Have you shared your C++ code somewhere in this thread and I've missed it?

How does either implementation compare to just calling the gmp function that computes Fibonacci numbers?

Sorry, I have not been very clear. This all started back in 2020 with the "Million Digit Fibonacci Challenge" on the Raspberry Pi user forums. Which was just a bunch of us challenging each other to show solutions in our favourite languages that ran on a Raspberry Pi 4 computer. A rule of the challenge was that no non-standard libraries could be used.

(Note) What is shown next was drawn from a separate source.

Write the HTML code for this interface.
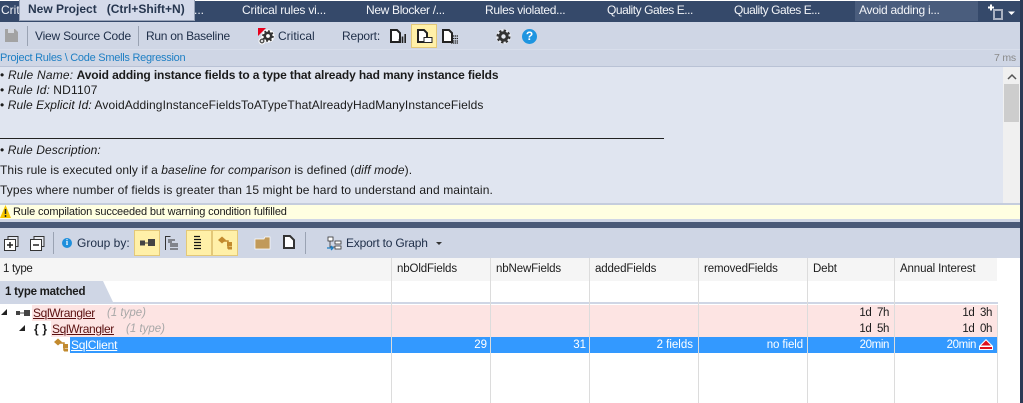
<!DOCTYPE html>
<html><head><meta charset="utf-8"><style>
html,body{margin:0;padding:0}
body{width:1023px;height:403px;position:relative;overflow:hidden;background:#fff;font:12px "Liberation Sans",Arial,sans-serif;color:#1b1b1b}
.a{position:absolute}
.t{position:absolute;white-space:nowrap;line-height:16px}
.tab{color:#f2f4f8;top:2px}
.tb{color:#20304a}
.hd{top:261px;color:#1c1c1c;font-size:11.500px;letter-spacing:-.13px}
.vl{position:absolute;width:1px;background:#dcdcdc;top:258px;height:145px}
.r{position:absolute;white-space:nowrap;line-height:16px;text-align:right;font-size:11.500px;letter-spacing:-.4px}
.w{color:#fff}
.lnk{color:#5a1010;text-decoration:underline;letter-spacing:-.35px}
.ty{color:#a8a8a8;font-style:italic;font-size:11.500px}
.b{letter-spacing:.1px}
svg{position:absolute;overflow:visible}
</style></head><body>
<div class="a" style="left:0;top:1px;width:1020px;height:21px;background:#35496a"></div>
<div class="a" style="left:855px;top:1px;width:123px;height:20px;background:#4a5d7d"></div>
<div class="a" style="left:1020px;top:0;width:3px;height:403px;background:#2c3a55"></div>
<span class="t tab" style="left:1px;top:2px">Crit</span>
<span class="t tab" style="left:194px">...</span>
<span class="t tab" style="left:242px;letter-spacing:-.2px">Critical rules vi...</span>
<span class="t tab" style="left:366px;letter-spacing:-.33px">New Blocker /...</span>
<span class="t tab" style="left:485px;letter-spacing:-.3px">Rules violated...</span>
<span class="t tab" style="left:607px;letter-spacing:-.45px">Quality Gates E...</span>
<span class="t tab" style="left:734px;letter-spacing:-.45px">Quality Gates E...</span>
<span class="t tab" style="left:859px;letter-spacing:-.27px">Avoid adding i...</span>
<div class="a" style="left:19px;top:0;width:174px;height:20px;background:#d4daea;border:1px solid #98a3b8;border-top:0"></div>
<span class="t" style="left:28px;top:1px;font-weight:bold;color:#26364f;letter-spacing:0">New Project &nbsp; (Ctrl+Shift+N)</span>
<svg style="left:987px;top:4px" width="30" height="16"><path d="M1 3.500h6M4 .500v6" stroke="#fff" stroke-width="2"/><rect x="7" y="6" width="8" height="9" fill="none" stroke="#aab2c2" stroke-width="2"/><path d="M21 7.500h7l-3.500 3.500z" fill="#fff"/></svg>

<div class="a" style="left:0;top:22px;width:1020px;height:44px;background:#cfd6e5"></div>
<div class="a" style="left:0;top:49px;width:1020px;height:1px;background:#d8deeb"></div>
<div class="a" style="left:0;top:66px;width:1020px;height:1px;background:#b9c2d5"></div>
<svg style="left:5px;top:29px" width="13" height="13"><path d="M0 0h10l3 3v10H0z" fill="#a3a3a3"/><rect x="3" y="0" width="6" height="4" fill="#d5d8de"/></svg>
<div class="a" style="left:27px;top:26px;width:1px;height:20px;background:#9aa3b3"></div>
<span class="t tb" style="left:35px;top:28px;letter-spacing:-.2px">View Source Code</span>
<div class="a" style="left:138px;top:26px;width:1px;height:20px;background:#9aa3b3"></div>
<span class="t tb" style="left:146px;top:28px;letter-spacing:-.28px">Run on Baseline</span>
<svg style="left:258px;top:28px" width="16" height="16"><circle cx="10" cy="8" r="6.500" fill="#fff"/><circle cx="4" cy="13" r="3.500" fill="#fff"/><path d="M0 0h8L0 8z" fill="#e8001c"/><circle cx="10" cy="8" r="3.200" fill="none" stroke="#333" stroke-width="2.600"/><circle cx="10" cy="8" r="5" fill="none" stroke="#333" stroke-width="1.600" stroke-dasharray="2 1.900"/><circle cx="4" cy="13" r="1.800" fill="none" stroke="#555" stroke-width="1.500"/></svg>
<span class="t tb" style="left:278px;top:28px;letter-spacing:0">Critical</span>
<span class="t tb" style="left:342px;top:28px;letter-spacing:-.2px">Report:</span>
<svg style="left:390px;top:29px" width="16" height="15"><path d="M1 1h6l3 3v9H1z" fill="#fff" stroke="#222" stroke-width="2"/><path d="M9.500 14v-4M12.500 14V7.500M15.200 14V5" stroke="#222" stroke-width="1.600"/></svg>
<div class="a" style="left:411px;top:24px;width:24px;height:22px;background:#fff0a8;border:1px solid #e3c878"></div>
<svg style="left:417px;top:29px" width="16" height="15"><path d="M1 1h6l3 3v9H1z" fill="#fff" stroke="#222" stroke-width="2"/><rect x="7" y="8.500" width="8" height="5" fill="#fff" stroke="#222"/></svg>
<svg style="left:442px;top:29px" width="16" height="15"><path d="M1 1h6l3 3v9H1z" fill="#fff" stroke="#222" stroke-width="2"/><path d="M9 7h7M9 9.500h7M9 12h7M9 14h7" stroke="#222" stroke-width="1.200" stroke-dasharray="1.300 .6"/></svg>
<svg style="left:496px;top:29px" width="15" height="15"><circle cx="7.500" cy="7.500" r="7.500" fill="#e6e9f0"/><circle cx="7.500" cy="7.500" r="3.700" fill="none" stroke="#333" stroke-width="3"/><circle cx="7.500" cy="7.500" r="6" fill="none" stroke="#333" stroke-width="2" stroke-dasharray="2.400 2.300"/></svg>
<div class="a" style="left:522px;top:29px;width:15px;height:15px;border-radius:50%;background:#1e95e0;color:#fff;font-weight:bold;font-size:12px;line-height:15px;text-align:center">?</div>
<span class="t" style="left:0;top:50px;color:#1e7fc4;font-size:11px;letter-spacing:-.27px">Project Rules \ Code Smells Regression</span>
<span class="t" style="left:994px;top:50px;color:#8a8a8a;font-size:10.500px;letter-spacing:-.2px">7 ms</span>

<div class="a" style="left:0;top:67px;width:1020px;height:136px;background:#e0e5f0"></div>
<div class="a" style="left:1003px;top:67px;width:17px;height:136px;background:#f0f0f0"></div>
<div class="a" style="left:1004px;top:84px;width:15px;height:38px;background:#cdcdcd"></div>
<svg style="left:1007px;top:74px" width="10" height="6"><path d="M1 5l4-4 4 4" fill="none" stroke="#555" stroke-width="1.500"/></svg>
<div class="t" style="left:0;top:67px"><span style="letter-spacing:.2px">• <i>Rule Name:</i></span> <b style="letter-spacing:-.13px">Avoid adding instance fields to a type that already had many instance fields</b></div>
<div class="t" style="left:0;top:82px"><span style="letter-spacing:.1px">• <i>Rule Id:</i></span> <span style="letter-spacing:.2px">ND1107</span></div>
<div class="t" style="left:0;top:97px;letter-spacing:.08px">• <i>Rule Explicit Id:</i> AvoidAddingInstanceFieldsToATypeThatAlreadyHadManyInstanceFields</div>
<div class="a" style="left:0;top:138px;width:664px;height:1px;background:#222"></div>
<div class="t b" style="left:0;top:142px">• <i>Rule Description:</i></div>
<div class="t b" style="left:0;top:162px">This rule is executed only if a <i>baseline for comparison</i> is defined (<i>diff mode</i>).</div>
<div class="t" style="left:0;top:182px;letter-spacing:.12px">Types where number of fields is greater than 15 might be hard to understand and maintain.</div>

<div class="a" style="left:0;top:203px;width:1020px;height:2px;background:#c5cddd"></div>
<div class="a" style="left:0;top:205px;width:1020px;height:14px;background:#ffffe1"></div>
<div class="a" style="left:0;top:219px;width:1020px;height:3px;background:#cfd6e5"></div>
<svg style="left:0;top:204px" width="12" height="15"><path d="M5.500 1L11 14H0z" fill="#f7c600"/><path d="M5.500 5v5M5.500 11v2" stroke="#222" stroke-width="1.500"/></svg>
<span class="t" style="left:13px;top:204px;font-size:11px;letter-spacing:-.14px">Rule compilation succeeded but warning condition fulfilled</span>
<div class="a" style="left:0;top:222px;width:1020px;height:6px;background:#4a5a78"></div>

<div class="a" style="left:0;top:228px;width:1020px;height:30px;background:#cfd6e5"></div>
<svg style="left:4px;top:236px" width="15" height="15"><rect x="4" y="0.500" width="10" height="10" fill="#e6e9f0" stroke="#333"/><rect x="0.500" y="3.500" width="11" height="11" fill="#fff" stroke="#333"/><path d="M3 9h6M6 6v6" stroke="#222" stroke-width="1.500"/></svg>
<svg style="left:30px;top:236px" width="15" height="15"><rect x="4" y="0.500" width="10" height="10" fill="#e6e9f0" stroke="#333"/><rect x="0.500" y="3.500" width="11" height="11" fill="#fff" stroke="#333"/><path d="M3 9h6" stroke="#222" stroke-width="1.500"/></svg>
<div class="a" style="left:53px;top:232px;width:1px;height:22px;background:#9aa3b3"></div>
<div class="a" style="left:62px;top:238px;width:10px;height:10px;border-radius:50%;background:#1e8fdc;color:#fff;font:bold 8px/10px 'Liberation Serif',serif;text-align:center">i</div>
<span class="t tb" style="left:77px;top:235px">Group by:</span>
<div class="a" style="left:134px;top:230px;width:24px;height:24px;background:#fff0a8;border:1px solid #e3c878"></div>
<svg style="left:140px;top:239px" width="15" height="8"><rect x="0" y="1.500" width="5" height="5" fill="#444"/><path d="M5 4h3" stroke="#444"/><rect x="8" y="0" width="7" height="7" fill="#444"/></svg>
<svg style="left:165px;top:236px" width="14" height="15"><path d="M.5 0v14M.5.500h5M3 4h7M3 6h4M5 8h8M5 10h8M5 13h8" stroke="#333" fill="none"/></svg>
<div class="a" style="left:186px;top:230px;width:24px;height:24px;background:#fff0a8;border:1px solid #e3c878"></div>
<svg style="left:193px;top:236px" width="12" height="15"><path d="M1 .500h6M1 3.500h7M1 6.500h7M1 9.500h7M1 12.500h7" stroke="#111" stroke-width="1.200"/></svg>
<div class="a" style="left:212px;top:230px;width:24px;height:24px;background:#fff0a8;border:1px solid #e3c878"></div>
<svg style="left:218px;top:236px" width="15" height="14"><path d="M0 4l4-3.500 4 3.500-4 3.500zM9 6h5v4H9zM10 10.500h4v3h-4z" fill="#c28a2e"/><path d="M6 5h4v7h1" stroke="#c28a2e" stroke-width="1.500" fill="none"/></svg>
<svg style="left:255px;top:237px" width="15" height="12"><path d="M0 2h9l1-2h5v12H0z" fill="#c19a5a" stroke="#fff" stroke-width=".7"/></svg>
<svg style="left:283px;top:235px" width="12" height="14"><path d="M1 1h6l4 4v8H1z" fill="#fff" stroke="#333" stroke-width="2"/></svg>
<div class="a" style="left:305px;top:232px;width:1px;height:22px;background:#9aa3b3"></div>
<svg style="left:327px;top:236px" width="15" height="14"><rect x="1" y="1" width="5" height="4" fill="#fff" stroke="#333" stroke-width=".8"/><rect x="8" y="5" width="6" height="3" fill="#fff" stroke="#333" stroke-width=".8"/><rect x="8" y="10" width="6" height="3" fill="#fff" stroke="#333" stroke-width=".8"/><path d="M3 5v6h5" fill="none" stroke="#333" stroke-width=".8"/><path d="M0 12h6M4 10l2 2-2 2" fill="none" stroke="#1e7fc4" stroke-width="1.300"/></svg>
<span class="t tb" style="left:346px;top:235px;letter-spacing:-.2px">Export to Graph</span>
<svg style="left:435px;top:242px" width="8" height="4"><path d="M1 0h6L4 3z" fill="#333"/></svg>

<div class="a" style="left:0;top:258px;width:997px;height:23px;background:#f5f5f5"></div>
<span class="t hd" style="left:3px;letter-spacing:-.3px">1 type</span>
<span class="t hd" style="left:397px">nbOldFields</span>
<span class="t hd" style="left:496px">nbNewFields</span>
<span class="t hd" style="left:595px">addedFields</span>
<span class="t hd" style="left:704px">removedFields</span>
<span class="t hd" style="left:813px">Debt</span>
<span class="t hd" style="left:900px">Annual Interest</span>

<svg style="left:0;top:281px" width="120" height="22"><path d="M0 0H103L113 21H0z" fill="#cfd6e5"/></svg>
<span class="t" style="left:5px;top:284px;font-weight:bold;font-size:11.500px;letter-spacing:-.25px">1 type matched</span>
<div class="a" style="left:0;top:302px;width:998px;height:2px;background:#cfd6e5"></div>

<div class="a" style="left:32px;top:305px;width:966px;height:16px;background:#fde4e3"></div>
<div class="a" style="left:51px;top:321px;width:947px;height:16px;background:#fde4e3"></div>
<div class="a" style="left:70px;top:337px;width:928px;height:16px;background:#3399ff"></div>
<div class="vl" style="left:391px"></div>
<div class="vl" style="left:490px"></div>
<div class="vl" style="left:589px"></div>
<div class="vl" style="left:698px"></div>
<div class="vl" style="left:807px"></div>
<div class="vl" style="left:894px"></div>
<div class="vl" style="left:997px;top:305px;height:98px"></div>

<svg style="left:1px;top:309px" width="6" height="6"><path d="M6 0v6H0z" fill="#222"/></svg>
<svg style="left:16px;top:310px" width="14" height="7"><rect x="0" y="1" width="4" height="4" fill="#444"/><path d="M4 3h4" stroke="#444"/><rect x="8" y="0" width="6" height="6" fill="#444"/></svg>
<span class="t lnk" style="left:33px;top:305px">SqlWrangler</span>
<span class="t ty" style="left:107px;top:305px">(1 type)</span>
<svg style="left:19px;top:325px" width="6" height="6"><path d="M6 0v6H0z" fill="#222"/></svg>
<span class="t" style="left:34px;top:321px;font-weight:bold;font-size:12px;letter-spacing:.2px">{ }</span>
<span class="t lnk" style="left:52px;top:321px">SqlWrangler</span>
<span class="t ty" style="left:126px;top:321px">(1 type)</span>
<svg style="left:54px;top:338px" width="15" height="14"><path d="M0 4l4-3.500 4 3.500-4 3.500zM9 6h5v4H9zM10 10.500h4v3h-4z" fill="#c28a2e"/><path d="M6 5h4v7h1" stroke="#c28a2e" stroke-width="1.500" fill="none"/></svg>
<span class="t w" style="left:71px;top:337px;text-decoration:underline;letter-spacing:-.2px">SqlClient</span>

<span class="r w" style="right:536px;top:337px;letter-spacing:0">29</span>
<span class="r w" style="right:437px;top:337px;letter-spacing:0">31</span>
<span class="r w" style="right:330px;top:337px;letter-spacing:0">2 fields</span>
<span class="r w" style="right:220px;top:337px;letter-spacing:-.1px">no field</span>
<span class="r" style="right:134px;top:305px">1d &nbsp;7h</span>
<span class="r" style="right:134px;top:321px">1d &nbsp;5h</span>
<span class="r w" style="right:134px;top:337px">20min</span>
<span class="r" style="right:31px;top:305px">1d &nbsp;3h</span>
<span class="r" style="right:31px;top:321px">1d &nbsp;0h</span>
<span class="r w" style="right:47px;top:337px">20min</span>
<svg style="left:979px;top:339px" width="15" height="12"><path d="M0 11V7L7 0l7 7v4z" fill="#fff"/><path d="M2 6.500L7 1.500l5 5zM1 8h12v2H1z" fill="#e0101c"/></svg>
</body></html>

This resulted in a lot of solutions in all kind of languages from ALGOL 60 to Haskell. You can find them all here: GitHub - ZiCog/fibo_4784969: The million digit Fibonacci number challenge. Calculate fibo(4784969) in various languages.
My solution was in C++ and still stands as the highest performance of them all. Even in single threaded mode. I added use of Open MP to parallelize it later just as a learning exercise for myself.

Later a Rust solution was offered by Pi forum user gvissers.

Now days I have no Raspberry Pi around but Mac M4 laptops and Nvidia Jetsons.

On the Macs compiling C++ with g++ is actually using Clang and LLVM (Apple clang version 17.0.0). On Jetsons g++ will be using GCC.

So, the performance issue is that the Rust solution is 25% slower than the C++. That may be down to things like the fact that I implemented my own arrays/vectors for storing the big integers that uses the stack rather than allocating for numbers below a certain size. I don't know.

1 Like

See Github link in my last post here.

There is no competition with GMP, that is massively faster. As it happens the Rust solution has a command line parameter to select from various big number libs including GMP. Using GMP gets us down to a run time of 74ms from the hand crafted big integer of 438ms !

But using GMP is against the rules of the challenge.